This was at first a nasty challenge. In principle should be easy by the fact that by decoding the qr codes, it gives you,  immediatly note that those are parts of a zip file that has been splitted but the tricky part was that you need to specify the right encoding for make the algorithm  decodes the qr codes correctly. So the deal is now which encoding to use? This script uses python qrcode libs to extract data from qr codes images of the challenge that are locate in lll/ directory:

#!/usr/bin/env python
# lll/* <-- directory containing qr codes
import sys, qrcode,glob,os 
reload(sys)
sys.setdefaultencoding("iso-8859-1") #good encoding after a bit of testing
files=glob.glob("lll/*")
files.sort()
ofile=open("asd","w")
for f in files:
    d = qrcode.Decoder()
    if d.decode(f):
        ofile.write(d.result[9:])

Now we have our zip but if we try to unzip it we’ll have another zip and if we try to extract it we’ll have another zip and so on.. I made a script for this to make it easier to extract them:

import os,glob
os.system("unzip asd")#asd is the zip that comes from qr codes
for i in xrange(100):
    files=glob.glob("*")
    for f in files:
        if f!="a.py":
            os.system("echo A | unzip "+f)

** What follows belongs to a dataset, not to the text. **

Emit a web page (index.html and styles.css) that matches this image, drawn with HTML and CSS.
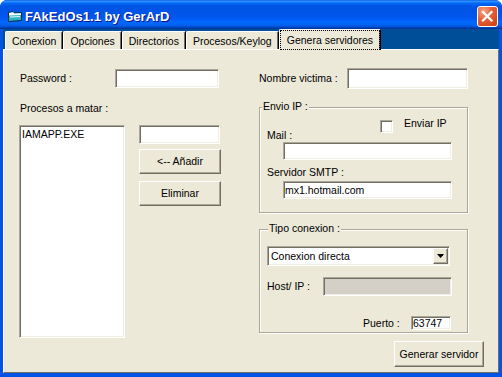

Now tons of zip comes up but also an interesting file named “data.pkl”. Googling its file name extension comes up that it is a python-pickle object. Just load it with pickle module it result as a list and tuple nested between them. This is a kind of run-length encoding where after the character it is specified how many times it is repeated. This code is able to decode it:

import pickle
# CTF{a280fbc26d0781ce50d685a2a31295ab}
def decode(lst):
    q = ""
    for character, count in lst:
        q += character * count
    return q
f = open("data.pkl")            
data = pickle.load(f)
print type(())
for i in data:
    print decode(i)

Running it and redirecting the output to a file we can see using an editor without line wrapping an ascii art with our flag.